Raditya Dika tidak ingin
menjadi ubur-ubur lembur, tetapi dia ingin memiliki tulang belakang. Dia ingin
bisa berjalan di antara dua kaki. Dia meyakini jika kita hidup dari sesuatu
yang dicintai, maka kita akan mencintai hidup kita.

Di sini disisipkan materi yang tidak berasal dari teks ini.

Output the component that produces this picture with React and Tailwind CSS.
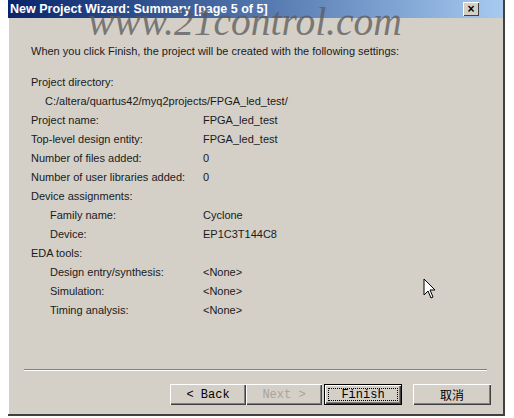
import React from "react";

const rows = [
  { label: "Project name:", value: "FPGA_led_test" },
  { label: "Top-level design entity:", value: "FPGA_led_test" },
  { label: "Number of files added:", value: "0" },
  { label: "Number of user libraries added:", value: "0" },
  { label: "Device assignments:", heading: true },
  { label: "Family name:", value: "Cyclone", indent: true },
  { label: "Device:", value: "EP1C3T144C8", indent: true },
  { label: "EDA tools:", heading: true },
  { label: "Design entry/synthesis:", value: "<None>", indent: true },
  { label: "Simulation:", value: "<None>", indent: true },
  { label: "Timing analysis:", value: "<None>", indent: true },
];

function Row({ label, value, indent }) {
  return (
    <div className="grid h-[19px] grid-cols-[172px_1fr] items-center">
      <span className={indent ? "pl-[19px]" : ""}>{label}</span>
      <span>{value}</span>
    </div>
  );
}

function Button({ children, disabled, primary, cjk }) {
  return (
    <button
      className={
        "flex h-[21px] w-full items-center justify-center bg-[#d4d0c8] text-[12px] " +
        (primary
          ? "border border-black p-[3px] shadow-[inset_1px_1px_0_#fff,inset_-1px_-1px_0_#404040,inset_-2px_-2px_0_#808080]"
          : "shadow-[inset_1px_1px_0_#fff,inset_-1px_-1px_0_#404040,inset_-2px_-2px_0_#808080]") +
        (disabled ? " text-[#a8a49c]" : " text-black")
      }
      style={{
        fontFamily: cjk
          ? '"Noto Sans CJK SC", sans-serif'
          : '"Liberation Mono", "DejaVu Sans Mono", monospace',
      }}
    >
      {primary ? (
        <span className="flex h-full w-full items-center justify-center border border-dotted border-black leading-none">
          {children}
        </span>
      ) : (
        children
      )}
    </button>
  );
}

export default function App() {
  return (
    <div className="h-[418px] w-[514px] bg-white">
      <div
        className="relative ml-[8px] h-[416px] w-[497px] border-r-2 border-b-2 border-[#404040] bg-[#d4d0c8] shadow-[inset_1px_0_0_#fff]"
        style={{ fontFamily: '"Liberation Sans", Arial, sans-serif' }}
      >
        {/* Title bar */}
        <div className="flex h-[18px] items-center justify-between bg-gradient-to-r from-[#0a246a] to-[#a6caf0] pl-[2px] pr-[24px]">
          <span className="text-[12.5px] font-bold text-white">
            New Project Wizard: Summary [page 5 of 5]
          </span>
          <span className="flex h-[14px] w-[16px] items-center justify-center bg-[#d4d0c8] text-[12px] font-bold leading-none shadow-[inset_1px_1px_0_#fff,inset_-1px_-1px_0_#404040]">
            ×
          </span>
        </div>

        {/* Watermark */}
        <div
          className="pointer-events-none absolute left-[80px] top-[-7px] text-[39.5px] italic text-[#5a5a5a] opacity-75"
          style={{ fontFamily: '"Liberation Serif", serif' }}
        >
          www.21control.com
        </div>

        {/* Content */}
        <div className="flex flex-col pl-[23px] text-[11px] text-[#1a1a1a]">
          <div className="mt-[25px] h-[16px]">
            When you click Finish, the project will be created with the following settings:
          </div>
          <div className="mt-[14px] flex flex-col">
            <div className="h-[19px] leading-[19px]">Project directory:</div>
            <div className="h-[19px] pl-[14px] leading-[19px]">
              C:/altera/quartus42/myq2projects/FPGA_led_test/
            </div>
            {rows.map((r) => (
              <Row key={r.label} {...r} />
            ))}
          </div>
        </div>

        {/* Separator */}
        <div className="mx-[16px] mt-[49px] border-t border-b border-t-[#808080] border-b-white" />

        {/* Buttons */}
        <div className="mt-[13px] flex pr-[12px] pl-[162px]">
          <div className="flex">
            <div className="w-[76px]">
              <Button>&lt; Back</Button>
            </div>
            <div className="w-[76px]">
              <Button disabled>Next &gt;</Button>
            </div>
          </div>
          <div className="ml-[2px] w-[78px]">
            <Button primary>Finish</Button>
          </div>
          <div className="ml-[11px] w-[78px]">
            <Button cjk>取消</Button>
          </div>
        </div>

        {/* Mouse cursor */}
        <svg
          className="absolute left-[415px] top-[278px]"
          width="14"
          height="22"
          viewBox="0 0 14 22"
        >
          <path
            d="M1 1 L1 17 L5 13 L8 20 L10 19 L7 12 L12 12 Z"
            fill="white"
            stroke="black"
            strokeWidth="1"
          />
        </svg>
      </div>
    </div>
  );
}
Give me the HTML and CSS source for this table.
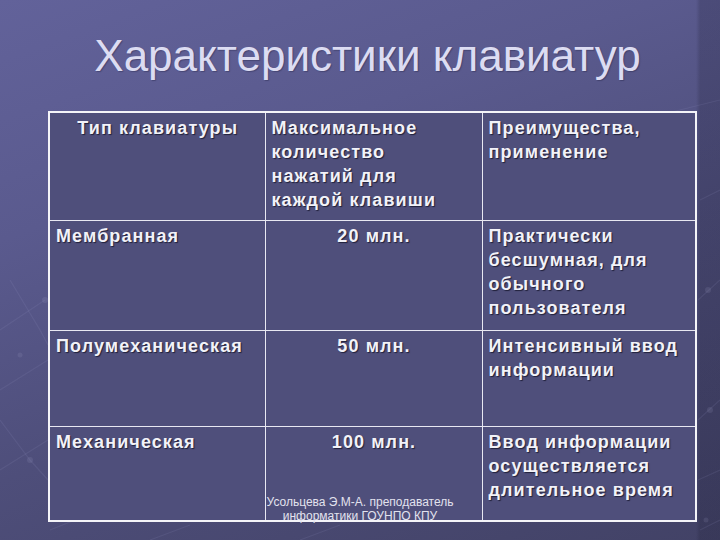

‘Menjadi karyawan memang hidup
aman. Makan dari gaji, bekerja mengikuti perintah atasan, dan sekali-sekali,
diledekin sama orang semacam ini. Tapi, gue juga berpikir kalau gue kerja lima
kali lebih keras, gaji yang gue dapat nggak lima kali lebih banyak.’ (UBUR-UBUR
LEMBUR : 235).
Kegamangan itu wajar terjadi
ketika memasuki usia dewasa. Sebab, sudah harus memikirkan masa depan. Semakin
dewasa seseorang, maka semakin banyak pula pertimbangan dalam mengambil
keputusan.
Kelebihan novel ini adalah
sangat ringan dibaca. Ketika sedang penat, novel ini cocok untuk menjadi media
hiburan. Tentunya 231 halaman akan terasa cepat selesai. Terlebih di dalamnya
mengandung unsur komedi. Namun. Saya belum menemukan kelemahan pada novel ini.
Jadi, novel ini sangat
rekomendasi untuk kalian yang sedang suntuk dengan kehidupan. Hanya 66.000
rupiah saya rasa tidak rugi membelinya. Terlebih bagi kalian yang ingin mendapat
pencerahan tentang dunia kepenulisan. Di bab terakhir kalian akan menemukan
motivasi itu secara tidak langsung dari Raditya Dika.